Megan Abbott is the Edgar-winning author of the novels QUEENPIN, THE SONG IS YOU, DIE A LITTLE, BURY ME DEEP, THE END OF EVERYTHING and DARE ME.  This is her latest book, and it’s sure to cause the same amount of buzz as her previous work.

 Abbott likes dark (as do I).  She is, perhaps, the queen of female-centered noir and like DARE ME, this book focuses on the swamp, Gothic murk of teenage girls. She also knows how to keep the tension mounting, the pages turning.

 Torn from the headlines THE FEVER centers on the close-knit Nash family.

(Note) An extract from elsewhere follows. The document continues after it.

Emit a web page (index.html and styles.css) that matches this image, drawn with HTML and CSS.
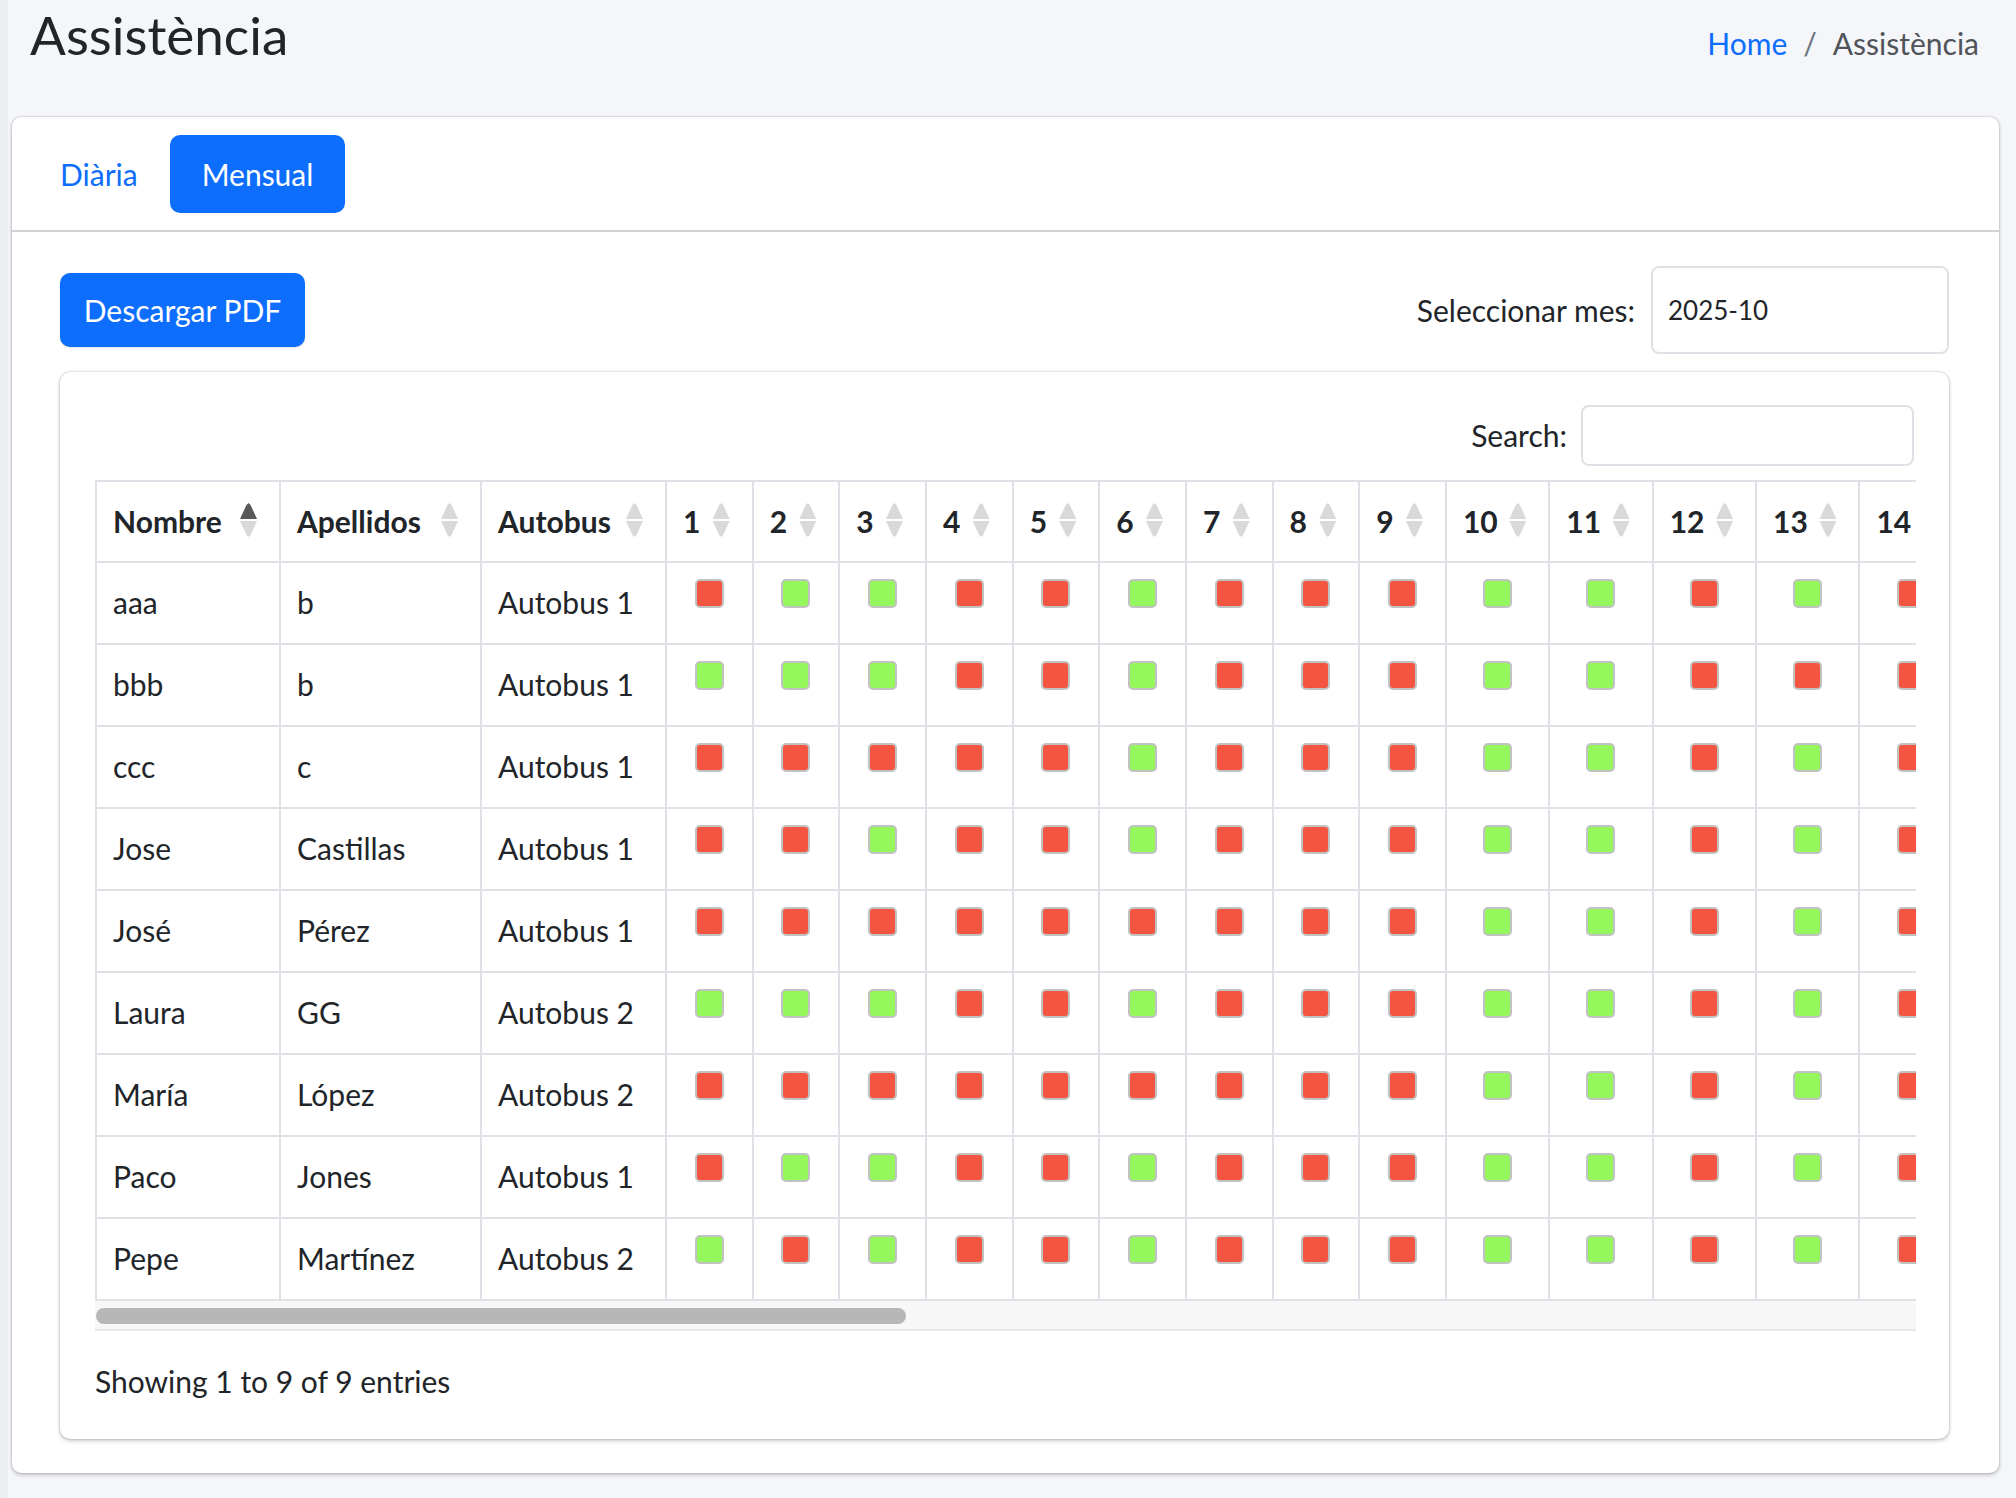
FILE: index.html
```html
<!DOCTYPE html>
<html lang="ca">
<head>
<meta charset="utf-8">
<title>Assistència</title>
<link rel="stylesheet" href="styles.css">
</head>
<body>
<div class="page">
  <header class="content-header">
    <h1 class="title">Assistència</h1>
    <ol class="breadcrumb">
      <li class="crumb"><a href="#" class="crumb-link">Home</a></li>
      <li class="crumb-sep">/</li>
      <li class="crumb active">Assistència</li>
    </ol>
  </header>

  <section class="card">
    <div class="card-header">
      <ul class="pills">
        <li><a href="#" class="pill">Diària</a></li>
        <li><a href="#" class="pill pill-active">Mensual</a></li>
      </ul>
    </div>
    <div class="card-body">
      <div class="toolbar">
        <button class="btn-primary" type="button">Descargar PDF</button>
        <div class="month-field">
          <label class="field-label" for="mes">Seleccionar mes:</label>
          <input id="mes" class="input month-input" type="text" value="2025-10">
        </div>
      </div>

      <div class="dt-card">
        <div class="dt-search">
          <label class="field-label" for="search">Search:</label>
          <input id="search" class="input search-input" type="text" value="">
        </div>
        <div class="dt-scroll">
          <table class="att-table">
            <colgroup>
              <col class="c-nombre"><col class="c-apellidos"><col class="c-autobus">
              <col class="c-day"><col class="c-day"><col class="c-day"><col class="c-day"><col class="c-day"><col class="c-day"><col class="c-day"><col class="c-day"><col class="c-day">
              <col class="c-day2"><col class="c-day2"><col class="c-day2"><col class="c-day2"><col class="c-day2">
            </colgroup>
            <thead>
              <tr>
                <th><div class="th-in"><span>Nombre</span><span class="sort asc"><i class="up"></i><i class="down"></i></span></div></th>
                <th><div class="th-in"><span>Apellidos</span><span class="sort"><i class="up"></i><i class="down"></i></span></div></th>
                <th><div class="th-in"><span>Autobus</span><span class="sort"><i class="up"></i><i class="down"></i></span></div></th>
                <th><div class="th-in"><span>1</span><span class="sort"><i class="up"></i><i class="down"></i></span></div></th>
                <th><div class="th-in"><span>2</span><span class="sort"><i class="up"></i><i class="down"></i></span></div></th>
                <th><div class="th-in"><span>3</span><span class="sort"><i class="up"></i><i class="down"></i></span></div></th>
                <th><div class="th-in"><span>4</span><span class="sort"><i class="up"></i><i class="down"></i></span></div></th>
                <th><div class="th-in"><span>5</span><span class="sort"><i class="up"></i><i class="down"></i></span></div></th>
                <th><div class="th-in"><span>6</span><span class="sort"><i class="up"></i><i class="down"></i></span></div></th>
                <th><div class="th-in"><span>7</span><span class="sort"><i class="up"></i><i class="down"></i></span></div></th>
                <th><div class="th-in"><span>8</span><span class="sort"><i class="up"></i><i class="down"></i></span></div></th>
                <th><div class="th-in"><span>9</span><span class="sort"><i class="up"></i><i class="down"></i></span></div></th>
                <th><div class="th-in"><span>10</span><span class="sort"><i class="up"></i><i class="down"></i></span></div></th>
                <th><div class="th-in"><span>11</span><span class="sort"><i class="up"></i><i class="down"></i></span></div></th>
                <th><div class="th-in"><span>12</span><span class="sort"><i class="up"></i><i class="down"></i></span></div></th>
                <th><div class="th-in"><span>13</span><span class="sort"><i class="up"></i><i class="down"></i></span></div></th>
                <th><div class="th-in"><span>14</span><span class="sort"><i class="up"></i><i class="down"></i></span></div></th>
              </tr>
            </thead>
            <tbody>
              <tr><td>aaa</td><td>b</td><td>Autobus 1</td>
                <td class="day"><span class="st r"></span></td><td class="day"><span class="st g"></span></td><td class="day"><span class="st g"></span></td><td class="day"><span class="st r"></span></td><td class="day"><span class="st r"></span></td><td class="day"><span class="st g"></span></td><td class="day"><span class="st r"></span></td><td class="day"><span class="st r"></span></td><td class="day"><span class="st r"></span></td><td class="day"><span class="st g"></span></td><td class="day"><span class="st g"></span></td><td class="day"><span class="st r"></span></td><td class="day"><span class="st g"></span></td><td class="day"><span class="st r"></span></td></tr>
              <tr><td>bbb</td><td>b</td><td>Autobus 1</td>
                <td class="day"><span class="st g"></span></td><td class="day"><span class="st g"></span></td><td class="day"><span class="st g"></span></td><td class="day"><span class="st r"></span></td><td class="day"><span class="st r"></span></td><td class="day"><span class="st g"></span></td><td class="day"><span class="st r"></span></td><td class="day"><span class="st r"></span></td><td class="day"><span class="st r"></span></td><td class="day"><span class="st g"></span></td><td class="day"><span class="st g"></span></td><td class="day"><span class="st r"></span></td><td class="day"><span class="st r"></span></td><td class="day"><span class="st r"></span></td></tr>
              <tr><td>ccc</td><td>c</td><td>Autobus 1</td>
                <td class="day"><span class="st r"></span></td><td class="day"><span class="st r"></span></td><td class="day"><span class="st r"></span></td><td class="day"><span class="st r"></span></td><td class="day"><span class="st r"></span></td><td class="day"><span class="st g"></span></td><td class="day"><span class="st r"></span></td><td class="day"><span class="st r"></span></td><td class="day"><span class="st r"></span></td><td class="day"><span class="st g"></span></td><td class="day"><span class="st g"></span></td><td class="day"><span class="st r"></span></td><td class="day"><span class="st g"></span></td><td class="day"><span class="st r"></span></td></tr>
              <tr><td>Jose</td><td>Castillas</td><td>Autobus 1</td>
                <td class="day"><span class="st r"></span></td><td class="day"><span class="st r"></span></td><td class="day"><span class="st g"></span></td><td class="day"><span class="st r"></span></td><td class="day"><span class="st r"></span></td><td class="day"><span class="st g"></span></td><td class="day"><span class="st r"></span></td><td class="day"><span class="st r"></span></td><td class="day"><span class="st r"></span></td><td class="day"><span class="st g"></span></td><td class="day"><span class="st g"></span></td><td class="day"><span class="st r"></span></td><td class="day"><span class="st g"></span></td><td class="day"><span class="st r"></span></td></tr>
              <tr><td>José</td><td>Pérez</td><td>Autobus 1</td>
                <td class="day"><span class="st r"></span></td><td class="day"><span class="st r"></span></td><td class="day"><span class="st r"></span></td><td class="day"><span class="st r"></span></td><td class="day"><span class="st r"></span></td><td class="day"><span class="st r"></span></td><td class="day"><span class="st r"></span></td><td class="day"><span class="st r"></span></td><td class="day"><span class="st r"></span></td><td class="day"><span class="st g"></span></td><td class="day"><span class="st g"></span></td><td class="day"><span class="st r"></span></td><td class="day"><span class="st g"></span></td><td class="day"><span class="st r"></span></td></tr>
              <tr><td>Laura</td><td>GG</td><td>Autobus 2</td>
                <td class="day"><span class="st g"></span></td><td class="day"><span class="st g"></span></td><td class="day"><span class="st g"></span></td><td class="day"><span class="st r"></span></td><td class="day"><span class="st r"></span></td><td class="day"><span class="st g"></span></td><td class="day"><span class="st r"></span></td><td class="day"><span class="st r"></span></td><td class="day"><span class="st r"></span></td><td class="day"><span class="st g"></span></td><td class="day"><span class="st g"></span></td><td class="day"><span class="st r"></span></td><td class="day"><span class="st g"></span></td><td class="day"><span class="st r"></span></td></tr>
              <tr><td>María</td><td>López</td><td>Autobus 2</td>
                <td class="day"><span class="st r"></span></td><td class="day"><span class="st r"></span></td><td class="day"><span class="st r"></span></td><td class="day"><span class="st r"></span></td><td class="day"><span class="st r"></span></td><td class="day"><span class="st r"></span></td><td class="day"><span class="st r"></span></td><td class="day"><span class="st r"></span></td><td class="day"><span class="st r"></span></td><td class="day"><span class="st g"></span></td><td class="day"><span class="st g"></span></td><td class="day"><span class="st r"></span></td><td class="day"><span class="st g"></span></td><td class="day"><span class="st r"></span></td></tr>
              <tr><td>Paco</td><td>Jones</td><td>Autobus 1</td>
                <td class="day"><span class="st r"></span></td><td class="day"><span class="st g"></span></td><td class="day"><span class="st g"></span></td><td class="day"><span class="st r"></span></td><td class="day"><span class="st r"></span></td><td class="day"><span class="st g"></span></td><td class="day"><span class="st r"></span></td><td class="day"><span class="st r"></span></td><td class="day"><span class="st r"></span></td><td class="day"><span class="st g"></span></td><td class="day"><span class="st g"></span></td><td class="day"><span class="st r"></span></td><td class="day"><span class="st g"></span></td><td class="day"><span class="st r"></span></td></tr>
              <tr><td>Pepe</td><td>Martínez</td><td>Autobus 2</td>
                <td class="day"><span class="st g"></span></td><td class="day"><span class="st r"></span></td><td class="day"><span class="st g"></span></td><td class="day"><span class="st r"></span></td><td class="day"><span class="st r"></span></td><td class="day"><span class="st g"></span></td><td class="day"><span class="st r"></span></td><td class="day"><span class="st r"></span></td><td class="day"><span class="st r"></span></td><td class="day"><span class="st g"></span></td><td class="day"><span class="st g"></span></td><td class="day"><span class="st r"></span></td><td class="day"><span class="st g"></span></td><td class="day"><span class="st r"></span></td></tr>
            </tbody>
          </table>
        </div>
        <div class="scrollbar"><div class="thumb"></div></div>
        <div class="dt-info">Showing 1 to 9 of 9 entries</div>
      </div>
    </div>
  </section>
</div>
</body>
</html>
```

FILE: styles.css
```css
* { box-sizing: border-box; }

html, body {
  margin: 0;
  padding: 0;
}

body {
  background: linear-gradient(to right, #eceef1 0, #eceef1 8px, #f4f6f9 8px);
  font-family: "Lato", "Open Sans", sans-serif;
  font-size: 30px;
  line-height: 1.5;
  color: #212529;
  min-height: 1498px;
}

.page {
  padding: 0 17px 25px 12px;
}

/* header */
.content-header {
  display: flex;
  justify-content: space-between;
  align-items: baseline;
  height: 117px;
  padding: 3px 20px 0 18px;
}

.title {
  margin: 0;
  font-size: 53px;
  font-weight: 400;
  line-height: 1.2;
  color: #212529;
}

.breadcrumb {
  display: flex;
  list-style: none;
  margin: 0;
  padding: 0;
  font-size: 30px;
}

.crumb-link {
  color: #0d6efd;
  text-decoration: none;
}

.crumb-sep {
  color: #6c757d;
  padding: 0 16px;
}

.crumb.active {
  color: #505459;
}

/* outer card */
.card {
  background: #fff;
  border-radius: 9px;
  box-shadow: 0 0 2px rgba(0, 0, 0, 0.3), 0 2px 4px rgba(0, 0, 0, 0.2);
}

.card-header {
  padding: 18px 16px 17px;
  border-bottom: 2px solid #d2d2d2;
}

.pills {
  display: flex;
  list-style: none;
  margin: 0;
  padding: 0;
}

.pill {
  display: block;
  height: 78px;
  line-height: 78px;
  padding: 0 32px;
  border-radius: 10px;
  color: #0d6efd;
  text-decoration: none;
}

.pill-active {
  background: #0d6efd;
  color: #fff;
}

.card-body {
  padding: 34px 50px 34px 48px;
}

.toolbar {
  display: flex;
  justify-content: space-between;
  align-items: center;
  height: 88px;
}

.btn-primary {
  height: 74px;
  width: 245px;
  padding: 0;
  border: 0;
  border-radius: 10px;
  background: #0d6efd;
  color: #fff;
  font-family: inherit;
  font-size: 30px;
  box-shadow: 0 1px 2px rgba(0, 0, 0, 0.12);
}

.month-field {
  display: flex;
  align-items: center;
  gap: 16px;
}

.field-label {
  color: #212529;
}

.input {
  font-family: inherit;
  color: #212529;
  background: #fff;
  border: 2px solid #dee2e6;
  border-radius: 8px;
  outline: none;
}

.month-input {
  width: 298px;
  height: 88px;
  padding: 0 15px;
  font-size: 26px;
}

/* inner datatable card */
.dt-card {
  margin-top: 18px;
  padding: 33px 33px 34px 35px;
  background: #fff;
  border-radius: 10px;
  box-shadow: 0 0 2px rgba(0, 0, 0, 0.3), 0 2px 4px rgba(0, 0, 0, 0.2);
}

.dt-search {
  display: flex;
  justify-content: flex-end;
  align-items: center;
  gap: 14px;
}

.search-input {
  width: 333px;
  height: 61px;
  padding: 0 12px;
  font-size: 26px;
  margin-right: 2px;
}

.dt-scroll {
  margin-top: 14px;
  overflow: hidden;
}

.att-table {
  table-layout: fixed;
  width: 1869px;
  border-collapse: separate;
  border-spacing: 0;
  border-top: 2px solid #dee2e6;
  border-left: 2px solid #dee2e6;
}

.c-nombre { width: 184px; }
.c-apellidos { width: 201px; }
.c-autobus { width: 185px; }
.c-day { width: 86.67px; }
.c-day2 { width: 103.4px; }

.att-table th,
.att-table td {
  border-right: 2px solid #dee2e6;
  border-bottom: 2px solid #dee2e6;
  line-height: 48px;
  white-space: nowrap;
  overflow: hidden;
}

.att-table th {
  padding: 15px 22px 16px 16px;
  font-weight: 700;
  text-align: left;
}

.att-table td {
  padding: 15px 16px 17px;
  vertical-align: top;
}

.th-in {
  display: flex;
  justify-content: space-between;
  align-items: center;
}

.sort {
  display: flex;
  flex-direction: column;
  gap: 2px;
  margin-top: -2px;
}

.sort i {
  display: block;
  width: 17px;
  height: 16px;
  background: #d9d9d9;
}

.sort .up {
  clip-path: polygon(50% 0, 62% 12%, 100% 100%, 0 100%, 38% 12%);
}

.sort .down {
  clip-path: polygon(0 0, 100% 0, 62% 88%, 50% 100%, 38% 88%);
}

.sort.asc .up {
  background: #585858;
}

.att-table td.day {
  text-align: center;
  padding-left: 0;
  padding-right: 0;
}

.st {
  display: inline-block;
  vertical-align: top;
  margin-top: 1px;
  width: 29px;
  height: 29px;
  border: 2px solid #c2c2c2;
  border-radius: 5px;
}

.st.r { background: #f35541; }
.st.g { background: #94f75b; }

.scrollbar {
  height: 30px;
  background: #f7f7f7;
  border-bottom: 2px solid #e8e8e8;
  padding: 7px 0 0 1px;
}

.thumb {
  width: 810px;
  height: 16px;
  border-radius: 8px;
  background: #b7b7b7;
}

.dt-info {
  margin-top: 26px;
  line-height: 48px;
}
```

Tom is a popular teacher, father to two teens: Eli, a hockey star over whom the girls in town drool, and his strait-arrow, somewhat innocent sister, Deenie.  Their seeming stability, however, is thrown into chaos when Deenie’s best friend Lise is struck by a terrifying, unexplained seizure during class. Deenie and two other members of her circle, uber-popular Gabby and white-haired witchy Skye, live at the eye of the storm, as rumors of a hazardous outbreak spread from the school to the community to the media and police as more girls fall ill.

 Rumors abound.  It’s the recent HPV vaccine the girls got.  It’s asbestos.  It’s the lake, which has, for reasons that are never revealed, turned into a mess of strange algae. Or maybe it’s sex.

 As hysteria swells more girls begin convulsing, vomiting, having hallucinations and landing in the emergency ward.

 Abbott was obviously inspired by recent events in Le Roy, N.Y. where more than a dozen students, mostly girl,  at the same high school developed uncontrollable spasms and Tourette’s-like tics. She’s done a fine job of taking fact and enlarging it for fiction, delving down into the psyche of her characters to explore the mystery of adolescence, particularly as it effects young people with — to varying degrees — traumatic pasts.

 While Abbot is terrific at engaging the reader, the book is not without flaws.  She has chosen a multiple point of view structure, and I do mean multiple.  Tom, Deenie, Eli, Gabby, Lise… This wouldn’t be so much of a problem except the passages are short, so that the the point of view shifts every few paragraphs, or so it seems.  Perhaps a couple of pages.  It’s unsettling, and this may have been Abbott’s intention, but having to relocate oneself every few pages in the head of another character means the reader is never quite able to simply let the story unfold, to slide down deeply into the narrative.  I’m not convinced it was a necessary structure.  Had she chosen two perspectives, say Deenie and her father, I think she would have been able to reveal all the information necessary to the plot and to character development. She would have had to do it a little more subtly than she did, of course, because she wouldn’t have had the easy-access pass to all the other perspectives, but it might have been an even more compelling read.

 I do appreciate the fact that not all the dots are connected at the end of the book, and the scope of Abbott exploration.  This is the first of Abbot’s books I’ve read.  I’m sure it won’t be the last.